It is interesting briefly to trace what the Moore v. Doyle case was about. The union registered under the laws of New South Wales- I will refer to it as the 'trade union'- was attempting to enrol taxi drivers in its ranks. It had never been able to enrol taxi drivers because they were considered to be self-employed persons and were not covered by the New South Wales Arbitration Act until an amendment of that Act was introduced making specific provision for people like taxi drivers and lorry owner-drivers to be enrolled in the State union. This was resisted fiercely by the employers in New South Wales. In fact one case was taken as far as the Privy Council, in which also Mr Sweeney appeared. The union managed to win this case right up to the Privy Council. Finally, Counsel advising the employers hit upon the idea that he might be able to establish that the trade union registered in New South Wales did not in fact exist but had had its identity absorbed in the branch of the Federal union and that, therefore, if that State registered body did not exist it could not go out and enrol taxi drivers or lorry owner-drivers because it would have to rely on the Federal industrial laws which excluded such persons because, by definition, they were not employees.

In the result, counsel for the employers failed to establish that fact. But the case had this curious result: Although the court found after an examination of the history of the 2 separate legal bodies- the State registered union and the branch of the Federal organisation- that the State body had continued to exist, it followed that the branch of the Federal organisation had for all practical purposes become defunct. That is not the end of the story. The notion that Moore v. Doyle is some sort of an academic problem we can take our time about does not stand up, because after the Moore v. Doyle case a faction fight blew up inside the union and the organisationthis is the word used in all Federal legislationthat is, the federally registered organisation, then began to claim the bodies of persons who were covered by Federal awards. It actually came over to New South Wales. The federal secretary of the organisation sent his representative to New South Wales to set up a branch of the organisation to replace the defunct branch which the officials of the State body had believed to be the same as the State body over all these years. The result is that we now have 2 sets of officers contending for these members in New South Wales.


Senator Button - Causing the petrol strike.
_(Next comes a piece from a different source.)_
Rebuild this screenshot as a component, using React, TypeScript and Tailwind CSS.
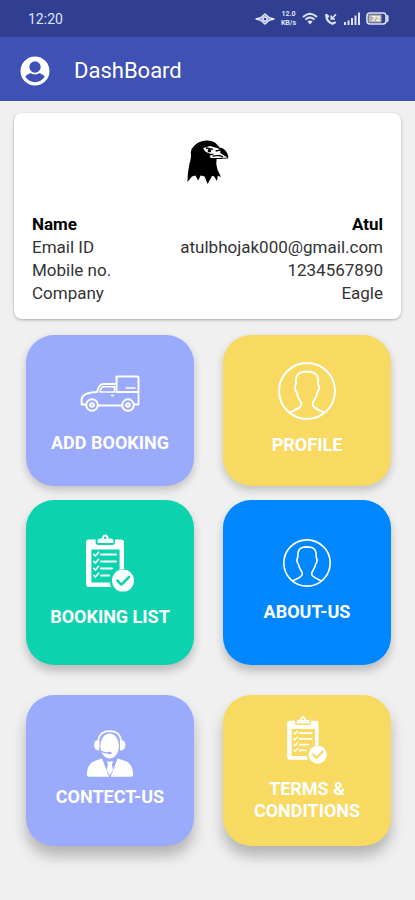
import * as React from 'react';
import { clsx } from 'clsx';

interface IconProps {
  className?: string;
}

interface TileProps {
  label: string;
  color: string;
  icon: React.ReactNode;
  className?: string;
}

const userDetails = [
  { label: 'Name', value: 'Atul', bold: true },
  { label: 'Email ID', value: 'atulbhojak000@gmail.com', bold: false },
  { label: 'Mobile no.', value: '1234567890', bold: false },
  { label: 'Company', value: 'Eagle', bold: false }
];

const EyeIcon: React.FC = () => (
  <svg viewBox="0 0 20 14" className="w-5 h-3.5" fill="none" stroke="currentColor" strokeWidth="1.5">
    <path d="M1 7 L5.6 5.8 L10 2 L14.4 5.8 L19 7 L14.4 8.2 L10 12 L5.6 8.2 Z" fill="currentColor" fillOpacity="0.5" strokeLinejoin="round" />
    <circle cx="10" cy="7" r="2" fill="#303f91" />
  </svg>
);

const WifiIcon: React.FC = () => (
  <svg viewBox="0 0 16 14" className="w-4 h-3.5" fill="none" stroke="currentColor" strokeWidth="1.9">
    <path d="M1 5 Q8 -1.5 15 5" />
    <path d="M3.4 7.6 Q8 3.4 12.6 7.6" />
    <path d="M5.4 9.4 Q8 7.4 10.6 9.4 L8 12.6 Z" fill="currentColor" stroke="none" />
  </svg>
);

const CallIcon: React.FC = () => (
  <svg viewBox="0 0 14 14" className="w-3.5 h-3.5" fill="none" stroke="currentColor">
    <path d="M2.4 3 Q2 9.4 8.5 11.8 L11 10.6" strokeWidth="2.2" strokeLinecap="round" />
    <path d="M2.4 3 L4.2 4.4" strokeWidth="2.2" strokeLinecap="round" />
    <path d="M12 2.4 L7.6 6.6 M7.2 3.4 V7 H11" strokeWidth="1.5" />
  </svg>
);

const SignalIcon: React.FC = () => (
  <svg viewBox="0 0 16 13" className="w-4 h-[13px]" fill="currentColor">
    <rect x="0" y="10" width="2" height="3" />
    <rect x="3.5" y="8.5" width="2" height="4.5" />
    <rect x="7" y="6" width="2" height="7" />
    <rect x="10.5" y="3.5" width="2" height="9.5" />
    <rect x="14" y="0.5" width="2" height="12.5" />
  </svg>
);

const BatteryIcon: React.FC = () => (
  <svg viewBox="0 0 23 13" className="w-[23px] h-[13px]">
    <rect x="1" y="1" width="19" height="11" rx="3" fill="none" stroke="currentColor" strokeWidth="1.6" />
    <rect x="2.5" y="2.5" width="13" height="8" rx="1" fill="#b9b3a8" />
    <path d="M21.6 4 V9" stroke="currentColor" strokeWidth="1.8" strokeLinecap="round" />
    <text x="10" y="9.4" textAnchor="middle" fontSize="8" fontWeight="700" fill="#ffffff">72</text>
  </svg>
);

const AccountIcon: React.FC = () => (
  <svg viewBox="0 0 30 30" className="w-[30px] h-[30px]">
    <circle cx="15" cy="15" r="14.5" fill="#ffffff" />
    <path d="M5.2 20.6 Q9 16.4 15 16.4 T24.8 20.6 Q21 26.2 15 26.2 T5.2 20.6 Z" fill="#3f51b5" />
    <circle cx="15" cy="11" r="6.6" fill="#3f51b5" stroke="#ffffff" strokeWidth="1.8" />
  </svg>
);

const EagleLogo: React.FC = () => (
  <svg viewBox="0 0 44 46" className="w-11 h-[46px]" role="img" aria-label="Eagle">
    <path
      d="M5.6 10 Q11 2 20 1.6 Q29 1 33.5 8.6 Q40 9 42.4 17.6 L42 19.6 L37.6 19.4 Q34 20.4 30.6 20 Q29.6 25 31.4 30.4 L35 38 L31.8 36.8 L31 42 L28 37.2 L26 37 L21.6 45 L18.6 37.4 L14.6 36.6 L12.2 41.4 L9.4 36.4 L6 37.6 L1.4 43 Q1.6 33 3.4 25 Q5.6 18 4.8 13.4 Z"
      fill="#000000"
    />
    <path d="M17 9.2 L24 7 L32.5 9.4 L35.6 12.4 L33.6 13 L41.6 18.6 L32 19 L25 19 L23.4 17 L29 14.8 L24 14.8 L19.6 12.8 Z" fill="#ffffff" />
    <path d="M20 9 L27 10.4 M29.6 12 L34 11.2 M26.4 17.2 L33 16.4 L37 17.8" stroke="#000000" strokeWidth="1.3" fill="none" />
    <circle cx="23.4" cy="11.8" r="1.8" fill="#000000" />
    <path d="M34.2 10 Q40.2 10.6 41.6 18 L38.2 16.4 L34.6 14.2 Z" fill="#000000" />
  </svg>
);

const TruckIcon: React.FC<IconProps> = ({ className }) => (
  <svg viewBox="0 0 60 60" className={className} fill="none" stroke="currentColor" strokeWidth="2" strokeLinejoin="round" strokeLinecap="round">
    <path d="M36.5 12.5 H57 Q58.5 12.5 58.5 14 V28 H36.5 Z" />
    <path d="M46 24 H55" strokeWidth="1.6" />
    <path d="M36.5 20 H24 Q20 20 18.5 24 L17 28 Q3 28.5 1.6 35 V40.5 H6" />
    <path d="M34.5 22.8 V28 H20 Q21 22.8 24 22.8 Z" strokeWidth="1.6" />
    <path d="M31.5 31.5 H33.5" strokeWidth="1.6" />
    <path d="M58.5 28 V40.5 H54 M18 41.5 H42" strokeWidth="1.8" />
    <circle cx="12" cy="41" r="5.8" />
    <circle cx="12" cy="41" r="1.8" />
    <circle cx="48" cy="41" r="5.8" />
    <circle cx="48" cy="41" r="1.8" />
  </svg>
);

const PersonIcon: React.FC<IconProps> = ({ className }) => (
  <svg viewBox="0 0 58 58" className={className} fill="none" stroke="currentColor" strokeWidth="2" strokeLinejoin="round">
    <circle cx="29" cy="29" r="28" />
    <path d="M11.6 50.6 C17 48 23.4 46 23.4 42 C23.4 38.6 19.4 36.6 18.6 30.4 C16.6 28 16.8 24 18 21.6 C17.4 13.6 19.6 9.8 29 9.6 C38.4 9.8 40.6 13.6 40 21.6 C41.2 24 41.4 28 39.4 30.4 C38.6 36.6 34.6 38.6 34.6 42 C34.6 46 41 48 46.4 50.6" />
  </svg>
);

const ClipboardIcon: React.FC<IconProps> = ({ className }) => (
  <svg viewBox="0 0 58 58" className={className} fill="none">
    <path
      d="M8 5.6 H14.6 V8.6 Q14.6 11 17 11 H31.6 Q34 11 34 8.6 V5.6 H40 Q43 5.6 43 8.6 V35 Q39 35 38.6 36 V15.6 H10.4 V48.4 H29 Q29 51 30 53 H8 Q5 53 5 50 V8.6 Q5 5.6 8 5.6 Z"
      fill="currentColor"
    />
    <path
      d="M16.6 9 V6.6 Q16.6 4.6 19 4.4 H21 Q21.4 0.4 24.2 0.4 T27.6 4.4 H30 Q32.4 4.6 32.4 6.6 V9 Z M24.2 2.4 A1.3 1.3 0 1 0 24.2 5 A1.3 1.3 0 1 0 24.2 2.4 Z"
      fill="currentColor"
      fillRule="evenodd"
    />
    <g stroke="currentColor" strokeWidth="2">
      <path d="M12.4 20 L14.4 22 L18 17.8 M12.4 27 L14.4 29 L18 24.8 M12.4 34 L14.4 36 L18 31.8 M12.4 41 L14.4 43 L18 38.8" strokeWidth="1.7" />
      <path d="M20 20.6 H35 M20 27.6 H35 M20 34.6 H31 M20 41.6 H28" strokeLinecap="round" />
    </g>
    <circle cx="42" cy="46.6" r="11" fill="currentColor" />
    <path d="M36.4 46.6 L40.4 50.6 L48 43" className="stroke-(--tile)" strokeWidth="2.6" strokeLinecap="round" strokeLinejoin="round" />
  </svg>
);

const SupportIcon: React.FC<IconProps> = ({ className }) => (
  <svg viewBox="0 0 48 48" className={className}>
    <g fill="currentColor">
      <ellipse cx="23.6" cy="16" rx="9.4" ry="12.4" />
      <path d="M12 10 Q8 10.4 8 15 T12 20.6 L13.4 20.4 V10.4 Z M35.4 10 Q39.4 10.4 39.4 15 T35.4 20.6 L34 20.4 V10.4 Z" />
      <path d="M16 28.4 L23 46.8 H3 Q0.6 46.8 0.8 44 Q1.6 33.6 8.6 31 Z M31.6 28.4 L24.8 46.8 H45 Q47.4 46.8 47.2 44 Q46.4 33.6 39.4 31 Z" />
      <path d="M20.4 31.4 H27.4 L25.8 34 L27 40 L23.9 45.6 L20.8 40 L22 34 Z" />
    </g>
    <path d="M12.4 10.4 Q13.6 1.2 23.7 1.2 T35 10.4" fill="none" stroke="currentColor" strokeWidth="1.8" />
    <path d="M13.2 19.6 Q15.4 22.6 22 22.8" fill="none" className="stroke-(--tile)" strokeWidth="1.2" />
    <ellipse cx="23.6" cy="23" rx="2.2" ry="1.3" className="fill-(--tile)" />
  </svg>
);

const Tile: React.FC<TileProps> = ({ label, color, icon, className }) => (
  <button
    type="button"
    className={clsx(
      'flex flex-col items-center justify-center rounded-[28px] px-5 pb-1 text-white text-lg leading-[22px] font-bold',
      color,
      className
    )}
  >
    {icon}
    <span>{label}</span>
  </button>
);

const App: React.FC = () => {
  return (
    <div className="min-h-screen bg-[#f0f0f0] font-['Roboto',sans-serif]">
      {/* Status bar */}
      <div className="flex items-center justify-between h-[37px] pl-7 pr-[26px] bg-[#303f91] text-[#dfe4fa]">
        <span className="text-sm">12:20</span>
        <div className="flex items-center gap-1.5">
          <EyeIcon />
          <span className="flex flex-col items-center text-[7px] leading-[9px] font-bold">
            <span>12.0</span>
            <span>KB/s</span>
          </span>
          <WifiIcon />
          <CallIcon />
          <SignalIcon />
          <BatteryIcon />
        </div>
      </div>

      {/* App bar */}
      <header className="flex items-center gap-6 h-16 px-5 pt-1 bg-[#3f51b5] text-white">
        <button type="button" aria-label="Account">
          <AccountIcon />
        </button>
        <h1 className="text-[22px] leading-7">DashBoard</h1>
      </header>

      <main className="pb-12">
        {/* User card */}
        <section className="mx-3.5 mt-3 px-[18px] pt-[26px] pb-3.5 rounded-lg bg-white shadow-[0_1px_3px_rgba(0,0,0,0.3)]">
          <div className="flex justify-center mb-7">
            <EagleLogo />
          </div>
          <dl className="text-[17px] leading-[23px]">
            {userDetails.map((item) => (
              <div key={item.label} className={clsx('flex justify-between', item.bold ? 'text-black font-bold' : 'text-[#333333]')}>
                <dt>{item.label}</dt>
                <dd>{item.value}</dd>
              </div>
            ))}
          </dl>
        </section>

        {/* Menu tiles */}
        <nav className="flex flex-col gap-3.5 mt-4 pl-[26px] pr-6">
          <div className="grid grid-cols-2 gap-x-[29px]">
            <Tile
              label="ADD BOOKING"
              color="bg-[#9aaafc] [--tile:#9aaafc]"
              className="h-[151px] gap-2 shadow-[0_4px_8px_rgba(0,0,0,0.2)]"
              icon={<TruckIcon className="w-[60px] h-[60px]" />}
            />
            <Tile
              label="PROFILE"
              color="bg-[#f8d961] [--tile:#f8d961]"
              className="h-[151px] gap-3.5 shadow-[0_4px_8px_rgba(0,0,0,0.2)]"
              icon={<PersonIcon className="w-[58px] h-[58px]" />}
            />
          </div>
          <div className="grid grid-cols-2 gap-x-[29px]">
            <Tile
              label="BOOKING LIST"
              color="bg-[#0cd3ae] [--tile:#0cd3ae]"
              className="h-[165px] gap-3.5 shadow-[0_6px_10px_rgba(0,0,0,0.22)]"
              icon={<ClipboardIcon className="w-[58px] h-[58px]" />}
            />
            <Tile
              label="ABOUT-US"
              color="bg-[#0087ff] [--tile:#0087ff]"
              className="h-[165px] gap-3.5 shadow-[0_6px_10px_rgba(0,0,0,0.22)]"
              icon={<PersonIcon className="w-12 h-12" />}
            />
          </div>
          <div className="grid grid-cols-2 gap-x-[29px] mt-4">
            <Tile
              label="CONTECT-US"
              color="bg-[#9aaafc] [--tile:#9aaafc]"
              className="h-[151px] gap-2 shadow-[0_10px_14px_rgba(0,0,0,0.25)]"
              icon={<SupportIcon className="w-12 h-12" />}
            />
            <Tile
              label="TERMS & CONDITIONS"
              color="bg-[#f8d961] [--tile:#f8d961]"
              className="h-[151px] gap-3.5 shadow-[0_10px_14px_rgba(0,0,0,0.25)]"
              icon={<ClipboardIcon className="w-12 h-12" />}
            />
          </div>
        </nav>
      </main>
    </div>
  );
};

export default App;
Senator James McClelland (NEW SOUTH WALES) -And causing, among other things, all the cars in Sydney to go off the road for a few days in 1 972 because the oil tankers drivers who had belonged to the old body refused to accept the idea that they should join this new branch which had been set up by the organisation. As a matter of fact, I had a dramatic illustration of the continuation of this problem this morning. When I found out shortly before lunch that I was to speak on this Bill I rang the Transport Workers Union in Sydney to get a little information. I took the first number in the book and asked for Mr McBeatty, who has been referred to by Senator Mulvihill and who is the secretary of the New South Wales branch. 1 was told by the man who answered the telephone: 'He does not work here. He is in the State branch.' I had rung the wrong number. The position in New South Wales at present is that there is one body claiming to have been the anointed body with the apostolic succession from the federally registered organisation which has about 1,100 members and the State branch, the one which has not any real locus standi in the Federal organisation, has 750 oil carters, 200 drivers for Qantas, 16 Commonwealth car drivers and 80 truck drivers in the Department of Supply- all covered by Federal awards- all of whom because of their allegiance and loyalty to the old body stayed with the body which cannot legally represent them.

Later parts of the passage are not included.